NB: Please, note that your proposal for the conduction of the city case study will be subject to modifications as per agreement with the general coordinator of the research project and as result of the discussions that will take place during the first research workshop.
An email confirmation that your application has been received will be sent to all applicants.
Evaluation of proposals
All research grant proposals will be evaluated by a Selection Committee comprised of RWI staff having relevant research, human rights and contextual expertise.
The following factors, among others, will be taken into consideration when evaluating proposals:
- quality of the written proposal, i.e. clarity, organisation and design; experience in collaborating with local governments and civil society actors in the cities to be studied;
- relevant publications and own research in the field;
- being a faculty member or affiliated scholar to a university with which ICLD have memoranda of understanding, or that is a member of RWI human rights academic networks in Africa.

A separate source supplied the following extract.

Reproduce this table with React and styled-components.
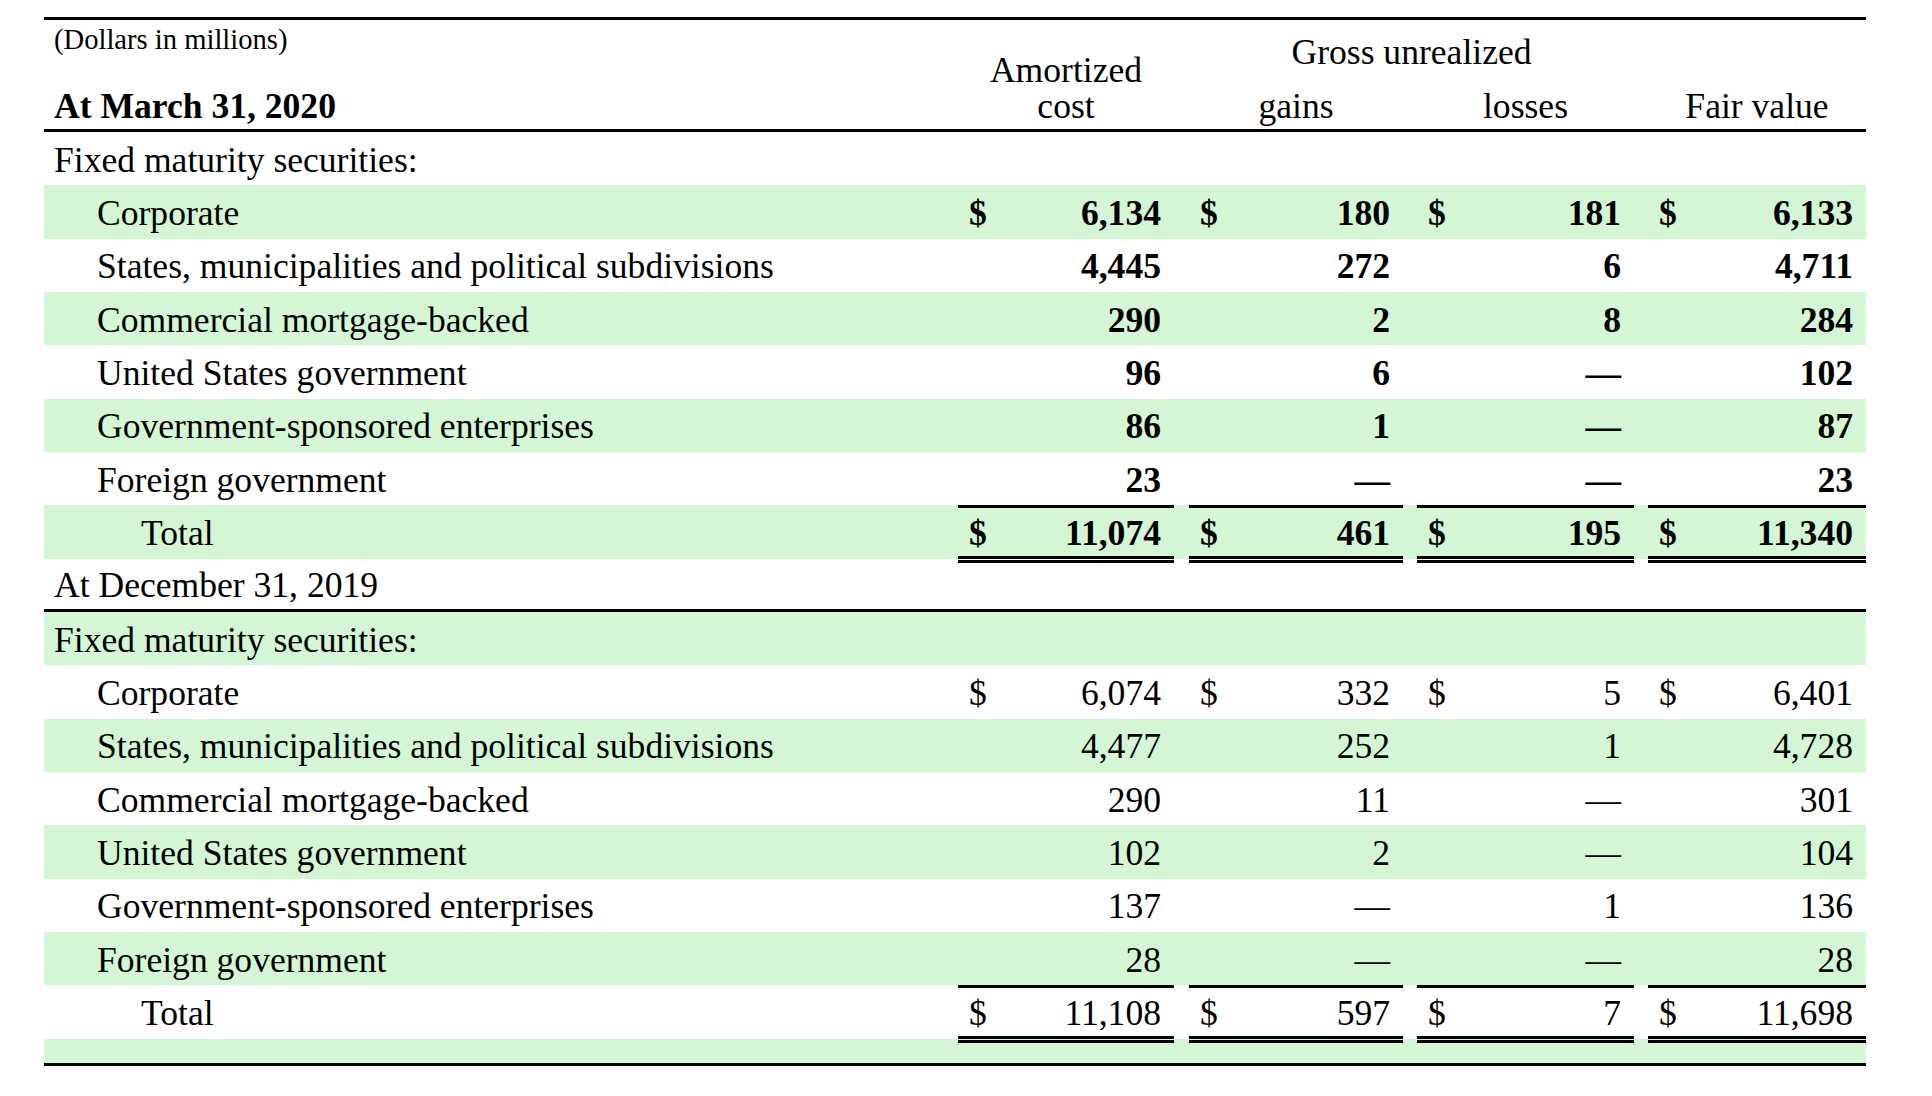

Gender equality will be pursued in the team, as well as diversity in backgrounds and other factors that can enrich and broaden perspectives of the study. The decision of the Selection Committee is final.
 The organizers reserve the possibility to organize this initial workshop in an online form, if the measures taken in the contexts of the COVID-19 pandemic recommend or prescribe to do so.
 The organizers reserve the possibility to organize this conference/panel in partnership with the 2022 Word Human Rights City Forum, to be held in October 2022, Gwangju (Korea).